Datasets with the BigML Dashboard
8.4 Merging Datasets
In case you have instances in different datasets and you want to merge them all into one single dataset, you can do it using the merging datasets option in BigML. This functionality can be very useful when you use multiple sources of data. Imagine, for example, that you collect data on an hourly basis and want to create a dataset aggregating data collected over the whole day. You only need to send the new data generated each hour to BigML, create a Source and a Dataset for each one and then merge all the individual datasets into one at the end of the day.
For example, imagine we have employees data in two different datasets and we want to merge them into one dataset (see Figure 8.37 ).
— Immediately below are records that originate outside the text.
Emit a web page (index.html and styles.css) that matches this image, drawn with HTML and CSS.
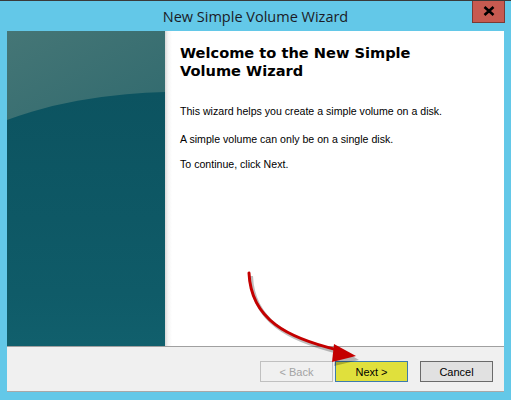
FILE: index.html
```html
<!DOCTYPE html>
<html lang="en">
<head>
    <meta charset="UTF-8">
    <title>New Simple Volume Wizard</title>
    <link rel="stylesheet" href="styles.css">
</head>
<body>
    <div class="window">
        <div class="title-bar">
            <div class="title">New Simple Volume Wizard</div>
            <button class="close-button">
                <svg width="12" height="10" viewBox="0 0 12 10">
                    <path d="M1.5 1 L10.5 9 M10.5 1 L1.5 9" stroke="#000" stroke-width="2.6"/>
                </svg>
            </button>
        </div>
        <div class="wizard-body">
            <div class="side-panel"></div>
            <div class="welcome">
                <h1>Welcome to the New Simple Volume Wizard</h1>
                <p class="first">This wizard helps you create a simple volume on a disk.</p>
                <p class="second">A simple volume can only be on a single disk.</p>
                <p class="third">To continue, click Next.</p>
            </div>
        </div>
        <div class="wizard-footer">
            <button class="btn btn-back" disabled>&lt; Back</button>
            <button class="btn btn-next">Next &gt;</button>
            <button class="btn btn-cancel">Cancel</button>
        </div>
        <svg class="annotation" width="511" height="400" viewBox="0 0 511 400">
            <path d="M251 276 C253 322, 290 340, 338 352" fill="none" stroke="rgba(0,0,0,0.25)" stroke-width="4"/>
            <polygon points="337,347 359,360 334,366" fill="rgba(0,0,0,0.25)"/>
            <path d="M249 273 C251 320, 288 338, 338 350" fill="none" stroke="#c40000" stroke-width="3" stroke-linecap="round"/>
            <polygon points="334,344 356,356 332,362" fill="#c40000"/>
        </svg>
    </div>
</body>
</html>
```

FILE: styles.css
```css
body {
    margin: 0;
    padding: 0;
    background-color: #63c8e8;
    font-family: "Liberation Sans", Arial, sans-serif;
}
.window {
    position: relative;
    width: 511px;
    height: 400px;
    border-top: 1px solid #3a3a3a;
    box-sizing: border-box;
    background-color: #63c8e8;
}
.title-bar {
    display: grid;
    grid-template-columns: 1fr auto 1fr;
    height: 30px;
}
.title {
    grid-column: 2;
    padding-top: 6px;
    font-family: "Open Sans", sans-serif;
    font-size: 14.5px;
    color: #1b1b26;
}
.close-button {
    grid-column: 3;
    justify-self: end;
    display: flex;
    align-items: center;
    justify-content: center;
    width: 33px;
    height: 22px;
    margin: 0 6px 0 0;
    padding: 0 0 2px 0;
    border: 1px solid #7b3a34;
    border-top: none;
    background-color: #c75a50;
}
.wizard-body {
    display: flex;
    margin: 0 7px;
    height: 315px;
    border-bottom: 1px solid #a0a0a0;
}
.side-panel {
    position: relative;
    overflow: hidden;
    width: 158px;
    background: linear-gradient(150deg, #457676 0%, #2a666c 60%, #1d5c64 100%);
}
.side-panel::after {
    content: "";
    position: absolute;
    left: -90px;
    top: 61px;
    width: 520px;
    height: 400px;
    border-top-left-radius: 260px 115px;
    border-top-right-radius: 260px 115px;
    background: linear-gradient(180deg, #0c5360 0%, #0f5b68 50%, #156b78 100%);
}
.welcome {
    flex: 1;
    padding: 13px 15px 0 15px;
    background: linear-gradient(90deg, #d8d8d8 0px, #f4f4f4 3px, #ffffff 7px);
}
.welcome h1 {
    margin: 0;
    width: 240px;
    font-family: "DejaVu Sans", Verdana, sans-serif;
    font-size: 14.6px;
    line-height: 18px;
    font-weight: bold;
    color: #000;
}
.welcome p {
    margin: 0;
    font-size: 10.6px;
    color: #000;
}
.welcome .first {
    margin-top: 25px;
}
.welcome .second {
    margin-top: 16px;
}
.welcome .third {
    margin-top: 13px;
}
.wizard-footer {
    display: flex;
    justify-content: flex-end;
    align-items: flex-start;
    margin: 0 7px;
    height: 45px;
    padding: 14px 11px 0 0;
    box-sizing: border-box;
    background-color: #f0f0f0;
    border-bottom: 1px solid #a8a8a8;
}
.btn {
    width: 73px;
    height: 21px;
    padding: 0;
    font-family: "Liberation Sans", Arial, sans-serif;
    font-size: 11px;
    color: #000;
    box-sizing: border-box;
}
.btn-back {
    background-color: #f0f0f0;
    border: 1px solid #c0c0c0;
    color: #a3a3a3;
}
.btn-next {
    margin-left: 2px;
    background-color: #e0e03c;
    border: 1px solid #3d7bad;
}
.btn-cancel {
    margin-left: 12px;
    background-color: #e1e1e1;
    border: 1px solid #6a6a6a;
}
.annotation {
    position: absolute;
    left: 0;
    top: -1px;
    pointer-events: none;
}
```
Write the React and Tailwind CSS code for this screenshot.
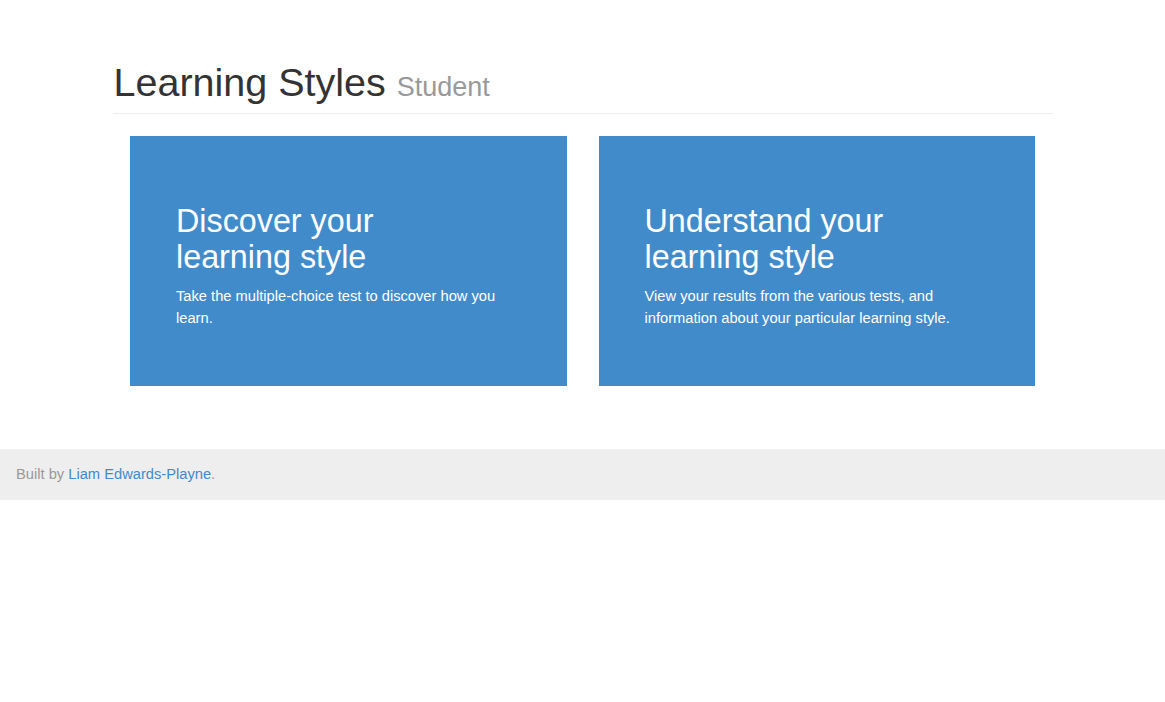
export default function App() {
  return (
    <div className="min-h-screen bg-white font-['Liberation_Sans',Arial,sans-serif] text-[#333]">
      <div className="mx-auto w-[940px] pt-[61px]">
        {/* Page header */}
        <div className="border-b border-[#eee] pb-[9px]">
          <h1 className="pl-[1px] text-[39.5px] leading-[1.1]">
            Learning Styles <span className="text-[27px] text-[#999]">Student</span>
          </h1>
        </div>

        {/* Cards */}
        <div className="mt-[22px] grid grid-cols-2 gap-[32px] px-[17.5px]">
          <div className="h-[250px] bg-[#428bca] px-[46px] pt-[67px] text-white">
            <h2 className="text-[32.3px] leading-[36px]">
              Discover your
              <br />
              learning style
            </h2>
            <p className="mt-[10px] text-[14.7px] leading-[22px]">
              Take the multiple-choice test to discover how you learn.
            </p>
          </div>
          <div className="h-[250px] bg-[#428bca] px-[46px] pt-[67px] text-white">
            <h2 className="text-[32.3px] leading-[36px]">
              Understand your
              <br />
              learning style
            </h2>
            <p className="mt-[10px] text-[14.7px] leading-[22px]">
              View your results from the various tests, and information about your particular learning style.
            </p>
          </div>
        </div>
      </div>

      {/* Footer */}
      <div className="mt-[63px] bg-[#eee] px-4 py-[15px] text-[14.7px] leading-[21px] text-[#999]">
        Built by <a href="#" className="text-[#428bca]">Liam Edwards-Playne</a>.
      </div>
    </div>
  );
}
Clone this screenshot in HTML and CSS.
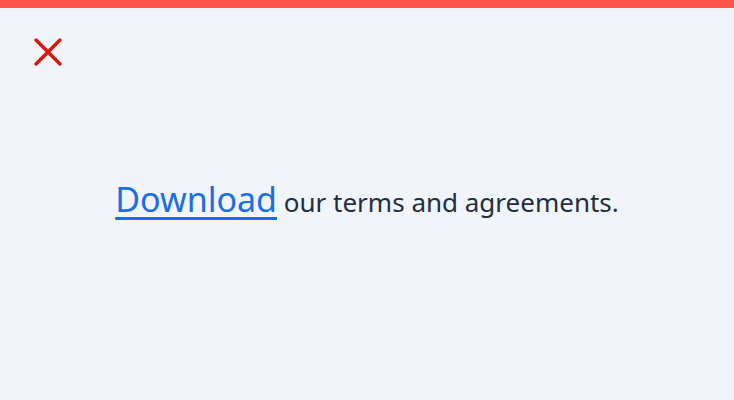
FILE: index.html
```html
<!DOCTYPE html>
<html>
<head>
<meta charset="utf-8">
<link rel="stylesheet" href="styles.css">
</head>
<body>
<div class="topbar"></div>
<div class="page">
  <div class="close">
    <svg width="30" height="30" viewBox="0 0 30 30"><path d="M3 3L27 27M27 3L3 27" stroke="#d91a14" stroke-width="3.5" stroke-linecap="round" fill="none"/></svg>
  </div>
  <p class="message"><a class="link" href="#">Download</a> our terms and agreements.</p>
</div>
</body>
</html>
```
FILE: styles.css
```css
html, body { margin: 0; padding: 0; }
body {
  background: #f1f4f8;
  font-family: "Noto Sans", "Open Sans", sans-serif;
  width: 734px;
  height: 400px;
  overflow: hidden;
}
.topbar { height: 8px; background: #ff5447; }
.page { padding: 29px 0 0 33px; }
.close { width: 30px; height: 30px; display: flex; }
.message {
  margin: 115px 0 0 -33px;
  text-align: center;
  color: #232f3e;
  font-size: 26px;
  line-height: 34px;
}
.link {
  color: #1a6ee8;
  font-size: 34px;
  text-decoration: underline;
  text-decoration-thickness: 3px;
  text-underline-offset: 5px;
}
```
You can easily merge datasets in the BigML Dashboard by following these steps:
From one of the datasets, open the Configure dataset menu (see Figure 8.38 ). By convention, this first dataset defines the final dataset fields. All datasets should have the same field names and IDs. If this first dataset has fields not found in the other datasets, the merge will give an error. However, if the other datasets have some fields that are not found in the first dataset, you can still excute the merge and these fields will be dropped from the final dataset. You can map the fields from different datasets using the merging option from the API for the moment.
Select the datasets you want to merge (see Figure 8.39 ).
You can select up to 32 datasets (see Figure 8.40 ).
You can sample each one of the selected datasets (see section 7.2 to find an explanation for each sampling option).
Click
to create a new dataset with all the merged instances.
From the resulting dataset you can click the option shown in Figure 8.42 to see the merge configuration of each dataset.
Note: the merging option is the only transformation option that does not use SQL query behind the scenes.